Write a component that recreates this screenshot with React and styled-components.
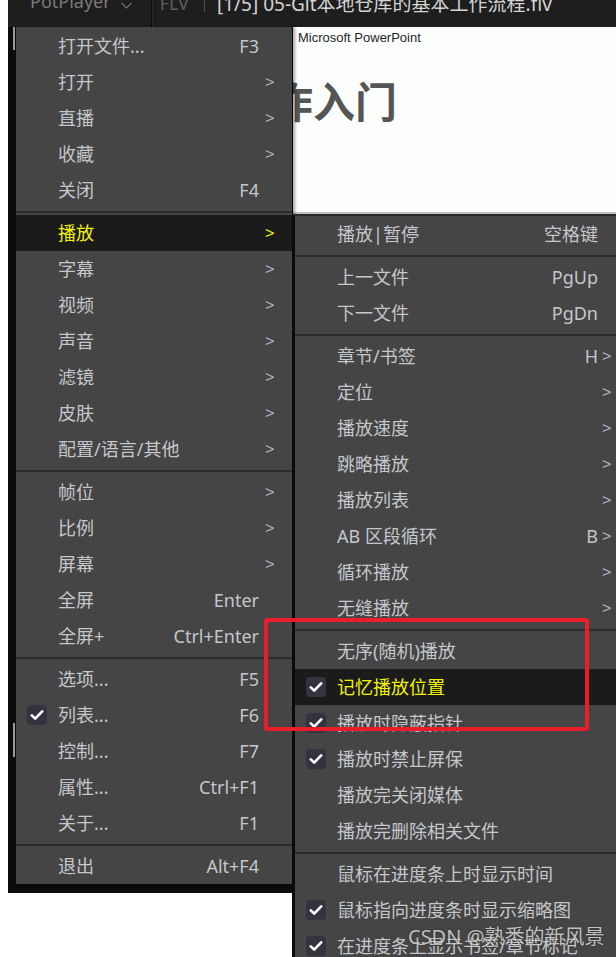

* * *

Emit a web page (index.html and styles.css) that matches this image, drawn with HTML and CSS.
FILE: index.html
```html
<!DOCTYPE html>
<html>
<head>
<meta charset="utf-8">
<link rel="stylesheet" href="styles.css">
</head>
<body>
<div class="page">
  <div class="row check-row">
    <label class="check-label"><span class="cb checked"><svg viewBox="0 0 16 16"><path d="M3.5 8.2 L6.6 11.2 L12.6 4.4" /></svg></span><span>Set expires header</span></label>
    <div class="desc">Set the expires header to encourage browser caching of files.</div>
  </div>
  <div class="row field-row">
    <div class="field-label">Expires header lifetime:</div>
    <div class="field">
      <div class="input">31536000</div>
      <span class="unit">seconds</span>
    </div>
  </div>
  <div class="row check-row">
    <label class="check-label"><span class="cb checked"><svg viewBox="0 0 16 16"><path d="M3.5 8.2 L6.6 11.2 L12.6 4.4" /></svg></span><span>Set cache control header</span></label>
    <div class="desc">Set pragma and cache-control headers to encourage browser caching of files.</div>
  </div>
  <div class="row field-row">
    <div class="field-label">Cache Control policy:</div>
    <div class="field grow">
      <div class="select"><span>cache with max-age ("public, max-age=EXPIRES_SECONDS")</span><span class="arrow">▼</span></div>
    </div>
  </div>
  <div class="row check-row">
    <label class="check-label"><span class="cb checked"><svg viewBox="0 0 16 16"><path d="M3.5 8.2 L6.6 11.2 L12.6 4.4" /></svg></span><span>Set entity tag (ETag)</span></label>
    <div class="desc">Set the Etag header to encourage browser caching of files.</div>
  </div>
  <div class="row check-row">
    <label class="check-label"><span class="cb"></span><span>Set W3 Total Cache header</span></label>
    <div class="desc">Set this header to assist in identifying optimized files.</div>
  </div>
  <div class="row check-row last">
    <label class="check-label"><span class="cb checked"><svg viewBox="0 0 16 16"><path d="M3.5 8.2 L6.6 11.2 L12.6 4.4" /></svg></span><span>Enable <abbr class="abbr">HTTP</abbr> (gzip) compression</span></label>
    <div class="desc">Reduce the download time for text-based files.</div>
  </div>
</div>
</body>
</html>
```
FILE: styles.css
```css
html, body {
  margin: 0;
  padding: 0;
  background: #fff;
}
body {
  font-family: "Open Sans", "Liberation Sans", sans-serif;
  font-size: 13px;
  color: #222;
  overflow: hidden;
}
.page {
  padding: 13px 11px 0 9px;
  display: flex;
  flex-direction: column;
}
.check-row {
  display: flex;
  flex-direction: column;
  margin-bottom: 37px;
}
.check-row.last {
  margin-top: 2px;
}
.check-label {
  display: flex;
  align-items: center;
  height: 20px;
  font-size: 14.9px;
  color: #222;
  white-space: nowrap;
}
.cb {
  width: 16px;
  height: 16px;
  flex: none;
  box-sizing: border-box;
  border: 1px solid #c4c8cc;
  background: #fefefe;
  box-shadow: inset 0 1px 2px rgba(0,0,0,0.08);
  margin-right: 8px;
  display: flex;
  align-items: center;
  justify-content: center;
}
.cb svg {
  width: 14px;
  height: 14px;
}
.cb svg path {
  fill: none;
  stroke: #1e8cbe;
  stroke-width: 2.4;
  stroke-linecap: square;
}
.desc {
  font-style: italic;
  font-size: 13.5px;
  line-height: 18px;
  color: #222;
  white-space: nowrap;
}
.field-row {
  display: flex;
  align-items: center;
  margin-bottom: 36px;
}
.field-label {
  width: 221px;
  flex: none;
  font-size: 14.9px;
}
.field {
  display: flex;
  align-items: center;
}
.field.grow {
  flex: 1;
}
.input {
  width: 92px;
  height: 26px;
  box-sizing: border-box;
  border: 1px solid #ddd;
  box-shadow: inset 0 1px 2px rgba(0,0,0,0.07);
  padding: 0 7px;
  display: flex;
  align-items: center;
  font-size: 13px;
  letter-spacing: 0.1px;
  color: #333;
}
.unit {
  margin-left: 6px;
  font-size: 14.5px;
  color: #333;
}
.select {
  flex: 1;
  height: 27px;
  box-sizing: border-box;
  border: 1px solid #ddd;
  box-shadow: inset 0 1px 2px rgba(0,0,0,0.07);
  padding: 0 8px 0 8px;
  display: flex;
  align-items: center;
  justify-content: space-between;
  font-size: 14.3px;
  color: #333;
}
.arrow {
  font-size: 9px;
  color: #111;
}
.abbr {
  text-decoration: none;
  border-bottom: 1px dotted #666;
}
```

* [What is expected]: Using the listing, collect all lines in which the string "that" is found.

* [Response for this exercise]:
Write a component that recreates this screenshot with React and styled-components.
Emit a web page (index.html and styles.css) that matches this image, drawn with HTML and CSS.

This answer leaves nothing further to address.